La conmoción me hizo despertar en medio de la noche.
Todo había sido solo un sueño.
Sin embargo, la emoción persistía, como si lo soñado hubiese ocurrido realmente.
No tuve la suerte de conocer a Borges.
Pero por extraño que parezca, desde aquella vez, guardo a flor de piel la sensación de su calidez humana, de su don de gentes, de su afecto. Fue como si en ese sueño las barreras del tiempo y del espacio se hubiesen desvanecido por un instante para que Borges se acercara a mí para recordarme que no hay que imitar, que toda imitación es un suicidio, como decía su admirado Emerson.
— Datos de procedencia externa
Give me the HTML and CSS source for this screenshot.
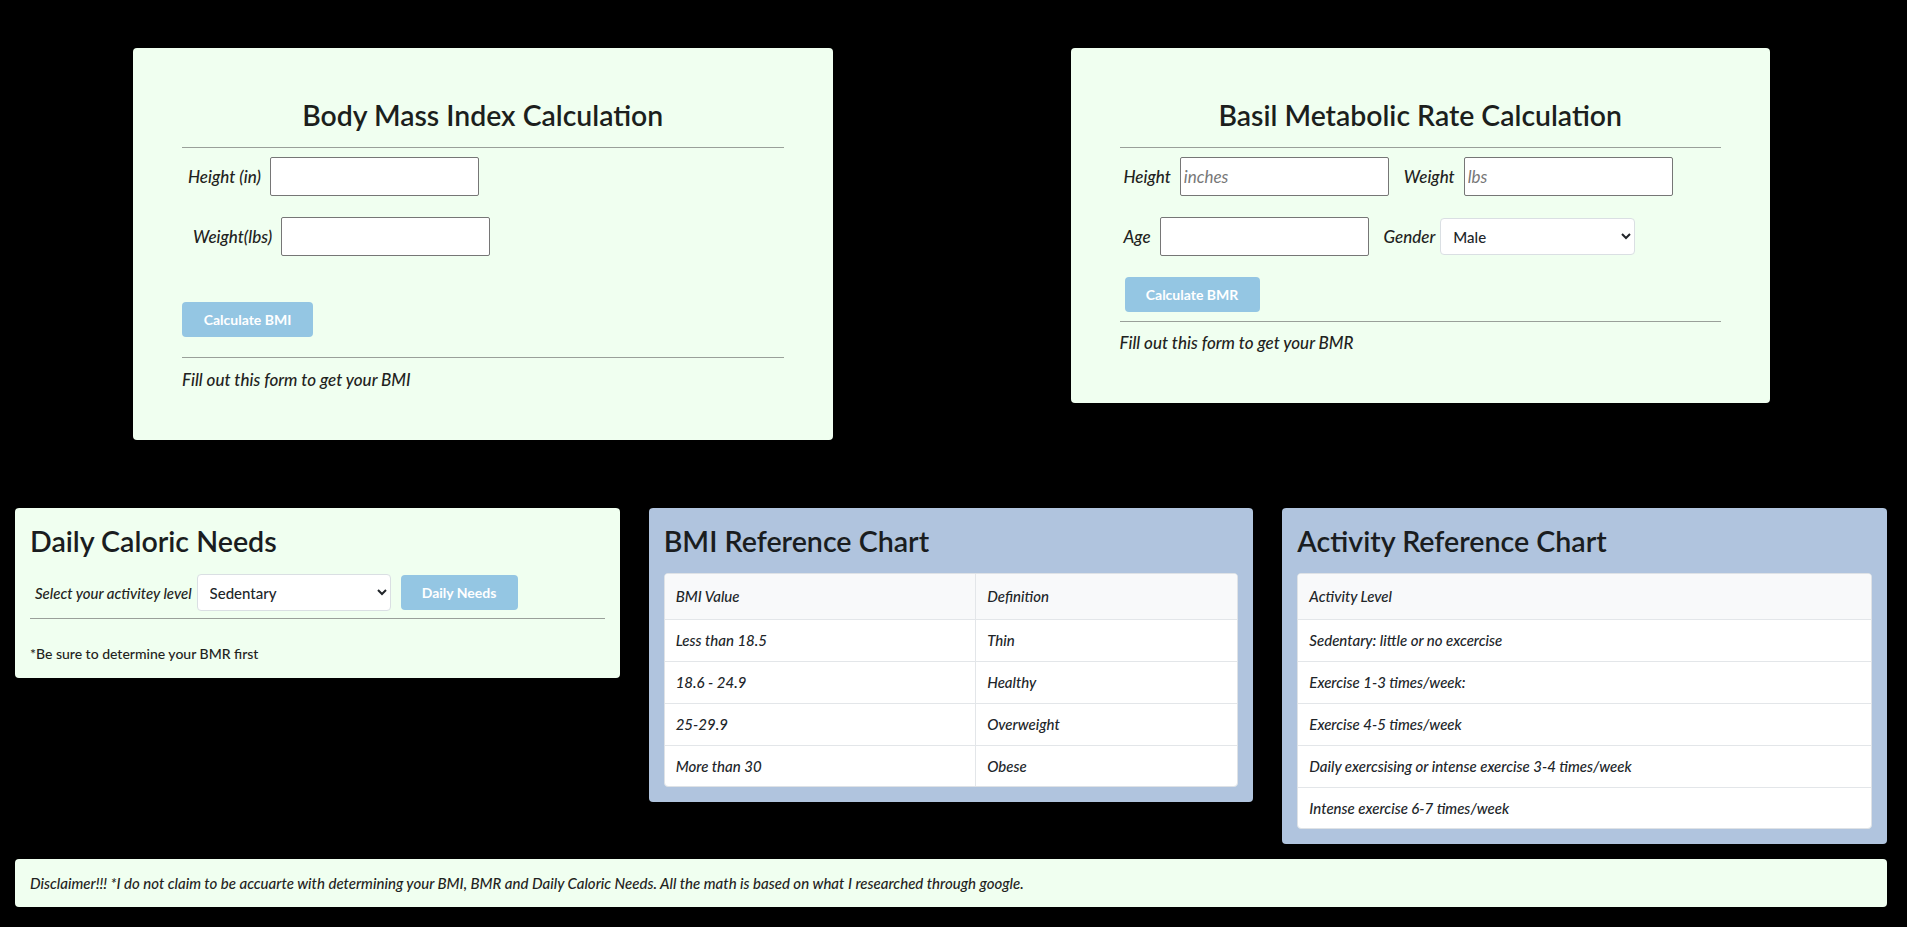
FILE: index.html
```html
<!DOCTYPE html>
<html lang="en">
<head>
<meta charset="utf-8">
<title>Health Calculators</title>
<link rel="stylesheet" href="styles.css">
</head>
<body>
<div class="page">
  <div class="top-row">
    <section class="card calc">
      <h2 class="calc-title">Body Mass Index Calculation</h2>
      <hr class="rule rule-top">
      <div class="form-row">
        <label class="lbl lbl-first">Height (in)</label>
        <input class="field" type="text">
      </div>
      <div class="form-row form-row-gap">
        <label class="lbl lbl-first lbl-weight">Weight(lbs)</label>
        <input class="field" type="text">
      </div>
      <button class="btn btn-bmi" type="button">Calculate BMI</button>
      <hr class="rule rule-bmi">
      <p class="result">Fill out this form to get your BMI</p>
    </section>

    <section class="card calc">
      <h2 class="calc-title">Basil Metabolic Rate Calculation</h2>
      <hr class="rule rule-top">
      <div class="form-row">
        <label class="lbl lbl-first lbl-bmr">Height</label>
        <input class="field" type="text" placeholder="inches">
        <label class="lbl lbl-next">Weight</label>
        <input class="field" type="text" placeholder="lbs">
      </div>
      <div class="form-row form-row-gap">
        <label class="lbl lbl-first lbl-bmr">Age</label>
        <input class="field" type="text">
        <label class="lbl lbl-next lbl-gender">Gender</label>
        <select class="choice choice-gender">
          <option>Male</option>
          <option>Female</option>
        </select>
      </div>
      <button class="btn btn-bmr" type="button">Calculate BMR</button>
      <hr class="rule rule-bmr">
      <p class="result">Fill out this form to get your BMR</p>
    </section>
  </div>

  <div class="mid-row">
    <section class="card panel daily">
      <h3 class="panel-title">Daily Caloric Needs</h3>
      <div class="daily-row">
        <label class="lbl lbl-daily">Select your activitey level</label>
        <select class="choice choice-activity">
          <option>Sedentary</option>
          <option>Exercise 1-3 times/week</option>
          <option>Exercise 4-5 times/week</option>
          <option>Daily exercise</option>
          <option>Intense exercise</option>
        </select>
        <button class="btn btn-daily" type="button">Daily Needs</button>
      </div>
      <hr class="rule rule-daily">
      <p class="note">*Be sure to determine your BMR first</p>
    </section>

    <section class="card panel chart">
      <h3 class="panel-title">BMI Reference Chart</h3>
      <div class="table-wrap">
        <table class="ref-table">
          <thead>
            <tr><th class="col-a">BMI Value</th><th>Definition</th></tr>
          </thead>
          <tbody>
            <tr><td class="col-a">Less than 18.5</td><td>Thin</td></tr>
            <tr><td class="col-a">18.6 - 24.9</td><td>Healthy</td></tr>
            <tr><td class="col-a">25-29.9</td><td>Overweight</td></tr>
            <tr><td class="col-a">More than 30</td><td>Obese</td></tr>
          </tbody>
        </table>
      </div>
    </section>

    <section class="card panel chart">
      <h3 class="panel-title">Activity Reference Chart</h3>
      <div class="table-wrap">
        <table class="ref-table">
          <thead>
            <tr><th>Activity Level</th></tr>
          </thead>
          <tbody>
            <tr><td>Sedentary: little or no excercise</td></tr>
            <tr><td>Exercise 1-3 times/week:</td></tr>
            <tr><td>Exercise 4-5 times/week</td></tr>
            <tr><td>Daily exercsising or intense exercise 3-4 times/week</td></tr>
            <tr><td>Intense exercise 6-7 times/week</td></tr>
          </tbody>
        </table>
      </div>
    </section>
  </div>

  <footer class="card disclaimer">
    <p class="disclaimer-text">Disclaimer!!! *I do not claim to be accuarte with determining your BMI, BMR and Daily Caloric Needs. All the math is based on what I researched through google.</p>
  </footer>
</div>
</body>
</html>
```

FILE: styles.css
```css
* {
  box-sizing: border-box;
}

html, body {
  margin: 0;
  padding: 0;
  background: #000;
}

body {
  font-family: Lato, "Open Sans", sans-serif;
  color: #212529;
  overflow: hidden;
}

.page {
  width: 1907px;
  height: 927px;
}

.card {
  border-radius: 4px;
}

/* ---------- top row ---------- */
.top-row {
  display: flex;
  align-items: flex-start;
  gap: 238px;
  padding: 48px 137px 0 133px;
}

.calc {
  flex: 1 1 0;
  background: #f0fff0;
  padding: 50px 49px 48px 49px;
}

.calc-title {
  margin: 0;
  font-family: Lato, sans-serif;
  font-weight: 600;
  font-size: 28.4px;
  line-height: 34px;
  text-align: center;
  color: #1c1f1d;
}

.rule {
  border: 0;
  border-top: 1px solid #9aa09a;
  height: 0;
  margin: 0;
}

.rule-top {
  margin: 15px 0 9px;
}

.rule-bmi {
  margin: 20px 0 10px;
}

.rule-bmr {
  margin: 9px 0 9px;
}

.rule-daily {
  margin: 7px 0 24px;
}

.form-row {
  display: flex;
  align-items: center;
  height: 39px;
}

.form-row-gap {
  margin-top: 21px;
}

.lbl {
  font-family: Lato, sans-serif;
  font-style: italic;
  font-weight: 500;
  font-size: 17px;
  color: #1f2321;
  white-space: nowrap;
}

.lbl-first {
  margin-left: 6px;
  margin-right: 9px;
}

.lbl-bmr {
  margin-left: 4px;
}

.lbl-weight {
  margin-left: 11px;
}

.lbl-next {
  margin-left: 15px;
  margin-right: 9px;
}

.lbl-gender {
  margin-right: 5px;
}

.field {
  width: 209px;
  height: 39px;
  border: 1px solid #767676;
  border-radius: 2px;
  background: #fff;
  padding: 0 3px;
  font-family: Lato, sans-serif;
  font-style: italic;
  font-size: 17px;
  color: #212529;
}

.field::placeholder {
  color: #777;
  font-style: italic;
}

.choice {
  height: 37px;
  border: 1px solid #dadfe3;
  border-radius: 4px;
  background-color: #fff;
  font-family: Lato, sans-serif;
  font-weight: 500;
  font-size: 15px;
  color: #212529;
  padding: 0 6px 0 8px;
}

.choice-gender {
  width: 195px;
}

.choice-activity {
  width: 194px;
}

.btn {
  display: block;
  height: 35px;
  padding: 0 20px;
  border: 0;
  border-radius: 4px;
  background: #94c6e3;
  color: #fff;
  font-family: Lato, sans-serif;
  font-weight: 700;
  font-size: 14px;
}

.btn-bmi {
  width: 131px;
  margin-top: 46px;
}

.btn-bmr {
  width: 135px;
  margin-top: 21px;
  margin-left: 5px;
}

.btn-daily {
  width: 117px;
  margin-left: 10px;
}

.result {
  margin: 0;
  font-family: Lato, sans-serif;
  font-style: italic;
  font-weight: 500;
  font-size: 17px;
  line-height: 24px;
  color: #1f2321;
}

/* ---------- middle row ---------- */
.mid-row {
  display: flex;
  align-items: flex-start;
  gap: 29px;
  padding: 0 20px 0 15px;
  margin-top: 68px;
}

.panel {
  flex: 1 1 0;
  padding: 16px 15px 15px;
}

.daily {
  background: #f0fff0;
  padding-bottom: 14px;
}

.chart {
  background: #b0c4de;
}

.panel-title {
  margin: 0;
  font-family: Lato, sans-serif;
  font-weight: 600;
  font-size: 28.6px;
  line-height: 34px;
  color: #1a1d20;
}

.daily-row {
  display: flex;
  align-items: center;
  margin-top: 16px;
}

.lbl-daily {
  font-size: 15px;
  margin-left: 5px;
  margin-right: 5px;
}

.note {
  margin: 0;
  font-family: Lato, sans-serif;
  font-weight: 500;
  font-size: 14px;
  line-height: 21px;
  color: #1f2321;
}

.table-wrap {
  margin-top: 15px;
  background: #fff;
  border: 1px solid #dee2e6;
  border-radius: 4px;
  overflow: hidden;
}

.ref-table {
  width: 100%;
  border-collapse: collapse;
  font-family: Lato, sans-serif;
  font-style: italic;
  font-weight: 500;
  font-size: 15px;
  color: #212529;
}

.ref-table th,
.ref-table td {
  text-align: left;
  font-weight: 500;
  padding: 0 11px;
  border-bottom: 1px solid #e3e6e9;
}

.ref-table th {
  height: 45px;
  background: #f8f9fa;
}

.ref-table td {
  height: 42px;
}

.ref-table tr:last-child td {
  border-bottom: 0;
  height: 41px;
}

.ref-table .col-a {
  width: 311px;
  border-right: 1px solid #e3e6e9;
}

/* ---------- footer ---------- */
.disclaimer {
  display: flex;
  align-items: center;
  height: 48px;
  margin: 15px 20px 0 15px;
  padding: 0 15px;
  background: #f0fff0;
}

.disclaimer-text {
  margin: 0;
  font-family: Lato, sans-serif;
  font-style: italic;
  font-weight: 500;
  font-size: 15px;
  color: #1f2321;
}
```
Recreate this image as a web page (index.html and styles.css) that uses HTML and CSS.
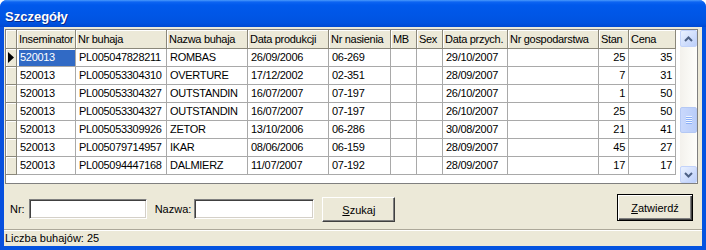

El mundo es un gran misterio, ¿quién puede asegurar que no haya ocurrido?
De lo que estoy seguro es de que todo lo que nos pasa se vuelve parte de nosotros, se nos «infiltra en la sensación de la carne y de la vida», como escribió magistralmente Pessoa.
En especial, todo aquello que nos ha conmovido, sin importar que tales «hechos» tuvieran lugar en sueños.
¿Por qué habría de marcarnos menos un sueño que lo vivido en nuestro diario trajinar por este mundo de sombras al que llamamos real?
Por eso puedo decirlo: que otros se jacten de las páginas que han escrito; a mí me enorgullece pensar que Borges, aunque sea en sueños, me ha leído.